The Greenbelt scandal is the editorial gift that keeps on giving — because the story never dies. Yet that gift comes with a cost. The integrity of the province’s governance is undermined each time we learn disappointing-but-not-surprising new details about who did what and when. Trust in government is compromised each time we discover that staffers didn’t follow rules or that irregular processes replaced regular ones.
Most recently, Ontarians learned that Premier Doug Ford’s office seems to have been “far more involved” in Greenbelt shenanigans than we had been led to believe. Throughout the scandal, Ford has maintained that he had little to no involvement in the machinations that brought about the land-swap deal and led, eventually, to a reversal and reassessment of the policy and the processes that brought it about. His defence, thus far, amounts to “Don’t ask me — I’m just the premier.”
The news that Ford’s office might have known more about the plan to open protected land for development isn’t surprising. The New Democratic Party obtained the documents by way of access-to-information filings, which means the paper trail was always there. It seems that someone in Ford’s office must have missed some emails when the auditor general and others were asking about precisely what happened and when. Oops.
Now it seems that certain bits of testimony may be inconsistent with what documents reveal to be true, though much depends on who read or didn’t read what, and when. The NDP is calling for yet another investigation based on the emails, and the integrity commissioner is on it.
There’s obviously more digging to be done, more interviews that ought to be conducted. One presumes that future resignations may be in order. But we’ll see. The fact that staffers used private email servers also raises questions that haven’t yet been given proper answers. The public deserves answers. The RCMP probe into the scandal, launched in October, is ongoing.
Ford continues to maintain he knew nothing about any of this. That’s his usual line. It’s a bit of “Aww, shucks” stuffed in a goofy smile and delivered with a shrug. After all, what do you expect the premier to do? Be aware of his government’s wheelings and dealings with protected land?
Still, the premier says there’s nothing to see here with the newly revealed emails. No “net new information” is the line they’re going with. Well, if you say so.
In the fall, Ford, once caught, admitted a sort of culpability: “I made a promise to you that I wouldn’t touch the Greenbelt,” he said. “I broke that promise.”
The broken promise is a small part of a bigger issue. The more we learn about the Greenbelt affair, the more we wonder just where the premier was on the matter and how staff were left to go feral on the file.
Reports from the auditor general and the integrity commissioner paint a bleak picture of how the government is run — and by whom. At the same time, Ford seems, at best, to be an absentee premier. If it’s indeed true, as Ford maintains, that he was mostly out of the loop on the Greenbelt plans — much like then-housing minister Steve Clark seems to have been — we’re left to wonder why these elected members of the legislature and core members of the executive were AWOL.

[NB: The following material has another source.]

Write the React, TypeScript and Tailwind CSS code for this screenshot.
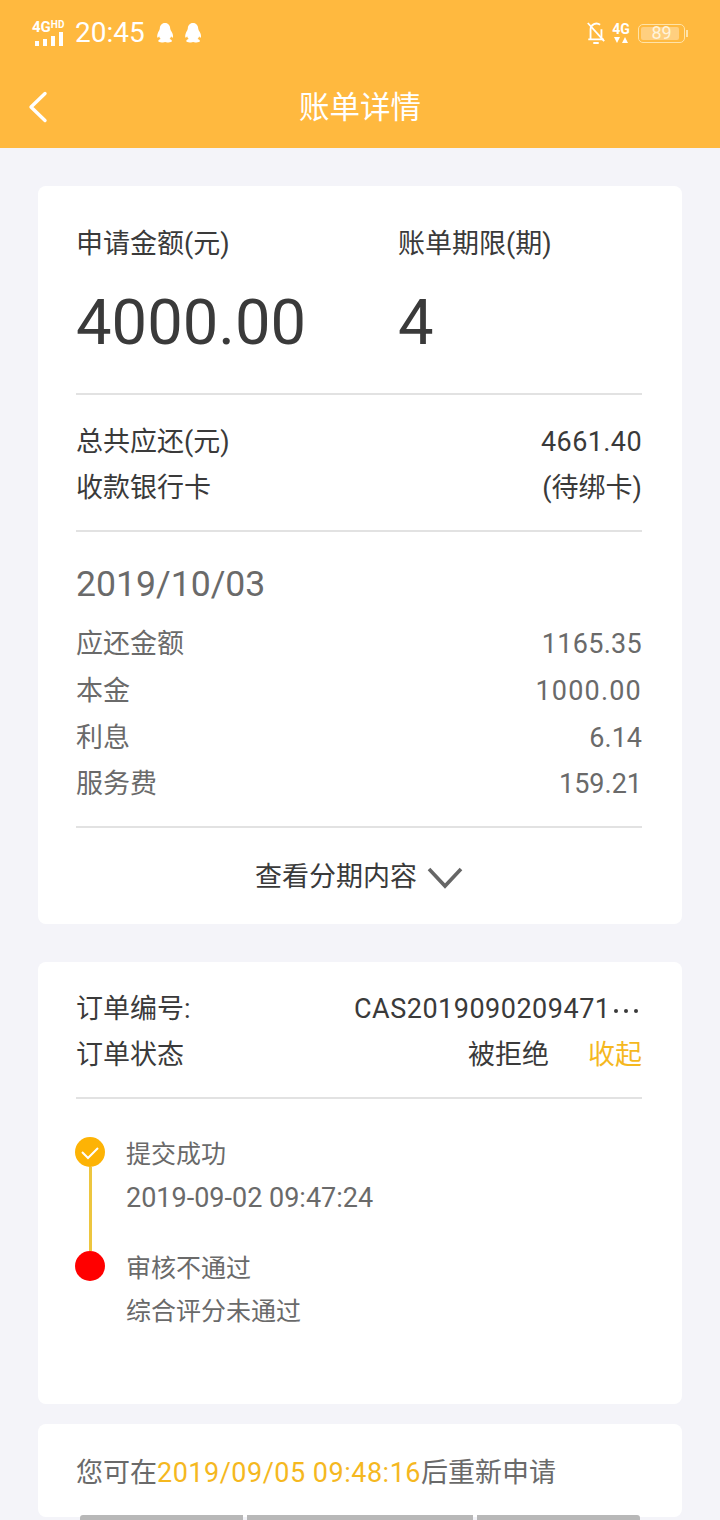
const font = { fontFamily: 'Roboto, "Noto Sans CJK SC", sans-serif' };

function QQ() {
  return (
    <svg width="18" height="20" viewBox="0 0 18 20" fill="#fff">
      <path d="M9 0C5.600 0 4 2.600 3.800 5.400 3.700 7 2.600 8 1.800 10.200 1 12.400 1 14.400 1.600 14.600c.5.2 1.100-.8 1.500-1.400.2 1.100.8 2.200 1.600 2.900-1.200.4-2.400 1-2.400 1.900 0 1.300 2.600 1.600 4.600 1.400 1-.1 1.600-.5 2.200-.5s1.200.4 2.200.5c2 .2 4.600-.1 4.600-1.400 0-.9-1.200-1.500-2.400-1.900.8-.7 1.400-1.800 1.600-2.900.4.600 1 1.600 1.500 1.400.6-.2.6-2.200-.2-4.400C15.400 8 14.300 7 14.200 5.400 14 2.600 12.400 0 9 0Z" />
    </svg>
  );
}

function StatusBar() {
  return (
    <div className="h-[66px] flex items-center justify-between pl-[32px] pr-[32px] text-white">
      <div className="flex items-center">
        <div className="w-[34px] flex flex-col items-start">
          <div className="text-[15px] font-bold leading-[12px] flex items-start h-[12px]">
            4G<span className="text-[10px] leading-[9px] -mt-[1px]">HD</span>
          </div>
          <div className="flex items-start gap-[4px] -mt-[1px] ml-[3px] h-[14px]">
            <div className="w-[4px] h-[5px] mt-[9px] bg-white" />
            <div className="w-[4px] h-[7px] mt-[7px] bg-white" />
            <div className="w-[4px] h-[10px] mt-[4px] bg-white" />
            <div className="w-[4px] h-[14px] bg-white" />
          </div>
        </div>
        <span className="text-[28px] ml-[9px] leading-none">20:45</span>
        <div className="flex items-center gap-[10px] ml-[11px]">
          <QQ />
          <QQ />
        </div>
      </div>
      <div className="flex items-center">
        <svg width="20" height="26" viewBox="0 0 22 26" fill="none" stroke="#fff" strokeWidth="2">
          <path d="M5 19V9a6.500 6.500 0 0 1 10.500-5M17 9v10M2.500 20h17M8 24h6" />
          <path d="M2 2l18 20" />
        </svg>
        <div className="flex flex-col items-center ml-[5px] w-[20px]">
          <span className="text-[14px] font-bold leading-[14px]">4G</span>
          <svg width="15" height="8" viewBox="0 0 15 8" fill="#fff">
            <path d="M0 1h6L3 7ZM8 7h6l-3-6Z" />
          </svg>
        </div>
        <div className="flex items-center ml-[7px]">
          <div className="w-[47px] h-[19px] border border-[#ffe3a8] rounded-[5px] p-[2px] relative">
            <div className="h-full w-[38px] bg-[#ffcf7f] rounded-[2px]" />
            <span className="absolute inset-0 flex items-center justify-center text-[18px] leading-none text-[#fff3da]">89</span>
          </div>
          <div className="w-[2px] h-[7px] bg-[#ffe3a8] ml-[1px]" />
        </div>
      </div>
    </div>
  );
}

function Row({ label, value, className, valueClassName }: { label: string; value: string; className?: string; valueClassName?: string }) {
  return (
    <div className={`flex justify-between items-center ${className ?? ''}`}>
      <span>{label}</span>
      <span className={valueClassName}>{value}</span>
    </div>
  );
}

export default function App() {
  return (
    <div style={font} className="w-[720px] h-[1520px] overflow-hidden bg-[#f4f4f9] text-[27px]">
      <div className="h-[148px] bg-[#ffb93f]">
        <StatusBar />
        <div className="h-[82px] relative flex items-center justify-center pt-[1px]">
          <svg className="absolute left-[27px] top-[24px]" width="22" height="34" viewBox="0 0 22 34" fill="none" stroke="#fff" strokeWidth="3.400" strokeLinecap="round" strokeLinejoin="round">
            <path d="M18 3.500 4 17l14 13.500" />
          </svg>
          <span className="text-white text-[30.500px]">账单详情</span>
        </div>
      </div>

      <div className="px-[38px] pt-[38px]">
        {/* Summary */}
        <div className="h-[738px] bg-white rounded-[8px] pl-[38px] pr-[40px] pt-[41px] text-[#3a3a3a]">
          <div className="flex h-[168px] border-b-2 border-[#e2e2e2]">
            <div className="w-[322px]">
              <div className="leading-[34px]">申请金额(元)</div>
              <div className="text-[63.300px] leading-[70px] mt-[26px]">4000.00</div>
            </div>
            <div>
              <div className="leading-[34px]">账单期限(期)</div>
              <div className="text-[63.300px] leading-[70px] mt-[26px]">4</div>
            </div>
          </div>
          <div className="h-[137px] border-b-2 border-[#e2e2e2] pt-[24px]">
            <Row label="总共应还(元)" value="4661.40" className="h-[46px]" valueClassName="tracking-[0.4px]" />
            <Row label="收款银行卡" value="(待绑卡)" className="h-[46px]" />
          </div>
          <div className="h-[296px] border-b-2 border-[#e2e2e2] text-[#6a6a6a] pt-[30px]">
            <div className="text-[35.600px] leading-[44px]">2019/10/03</div>
            <div className="mt-[14px]">
              <Row label="应还金额" value="1165.35" className="h-[48px]" valueClassName="tracking-[0.3px]" />
              <Row label="本金" value="1000.00" className="h-[47px]" valueClassName="tracking-[1.2px]" />
              <Row label="利息" value="6.14" className="h-[46px]" />
              <Row label="服务费" value="159.21" className="h-[46px]" />
            </div>
          </div>
          <div className="flex items-center justify-center h-[95px] pt-[4px]">
            <span>查看分期内容</span>
            <svg className="ml-[10px]" width="36" height="24" viewBox="0 0 36 24" fill="none" stroke="#666" strokeWidth="3.600">
              <path d="M2 3l16 17L34 3" />
            </svg>
          </div>
        </div>

        {/* Order */}
        <div className="h-[442px] mt-[38px] bg-white rounded-[8px] pl-[38px] pr-[40px] pt-[25px] text-[#3a3a3a]">
          <div className="h-[112px] border-b-2 border-[#e2e2e2]">
            <div className="flex justify-between items-center h-[45px]">
              <span>订单编号:</span>
              <span className="w-[288px] flex items-center whitespace-nowrap tracking-[0.5px]">
                CAS2019090209471
                <span className="flex gap-[6px] ml-[4px] mt-[2px]">
                  <span className="w-[4px] h-[4px] rounded-full bg-[#3a3a3a]" />
                  <span className="w-[4px] h-[4px] rounded-full bg-[#3a3a3a]" />
                  <span className="w-[4px] h-[4px] rounded-full bg-[#3a3a3a]" />
                </span>
              </span>
            </div>
            <div className="flex items-center h-[46px]">
              <span className="flex-1">订单状态</span>
              <span>被拒绝</span>
              <span className="ml-[39px] text-[#f5b81f]">收起</span>
            </div>
          </div>
          <div className="flex mt-[38px] text-[#6a6a6a] text-[25px]">
            <div className="w-[30px] -ml-[1px] flex flex-col items-center">
              <div className="w-[30px] h-[30px] rounded-full bg-[#fdb305] flex items-center justify-center">
                <svg width="20" height="15" viewBox="0 0 20 15" fill="none" stroke="#fff" strokeWidth="2">
                  <path d="M2 7l6 6L18 3" />
                </svg>
              </div>
              <div className="w-[3px] h-[84px] bg-[#edc63f]" />
              <div className="w-[30px] h-[30px] rounded-full bg-[#ff0000]" />
            </div>
            <div className="ml-[21px] pt-[1px]">
              <div className="leading-[34px]">提交成功</div>
              <div className="leading-[34px] mt-[9px] text-[27px]">2019-09-02 09:47:24</div>
              <div className="leading-[34px] mt-[37px]">审核不通过</div>
              <div className="leading-[34px] mt-[9px]">综合评分未通过</div>
            </div>
          </div>
        </div>

        {/* Reapply */}
        <div className="h-[93px] mt-[20px] bg-white rounded-[8px] pl-[38px] pt-[30px] text-[#6a6a6a] leading-[38px]">
          您可在<span className="text-[#f5b81f] tracking-[0.5px]">2019/09/05 09:48:16</span>后重新申请
        </div>
        <div className="relative -mt-[2px] mx-[42px] flex gap-[4px] h-[5px]">
          <div className="w-[163px] bg-[#b8b8b8] rounded-tl-[3px]" />
          <div className="w-[226px] bg-[#b8b8b8]" />
          <div className="w-[163px] bg-[#b8b8b8] rounded-tr-[3px]" />
        </div>
      </div>
    </div>
  );
}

The inconsistencies between the government’s previous claims and this written record further prove that Ford’s PCs are at best out of their depth and, at worse, something far more sinister.
Running a government is a complicated thing. No process will be perfect. No staffer will catch every last detail. No member of cabinet, the premier included, will read, comprehend, and recall every detail of every file. It can’t be done. That’s why efficient, transparent, competent, public-spirited, and above-board processes are so important. Good processes, undertaken in good faith, produce good policy, accountability, and governance. With every bit of news we get about the Greenbelt affair, we learn more that the Ford government is allergic to good processes and seemingly committed to bad policies and the wretched outcomes they produce.
The Greenbelt scandal is not over. It won’t be over for some time. There’s more to come, and the smart money is on the fact that what’s to come will reveal nothing good about Ford’s government. One hopes, at least, that in the long run we’ll get answers, accountability from the top — and, if we’re very lucky, a new government.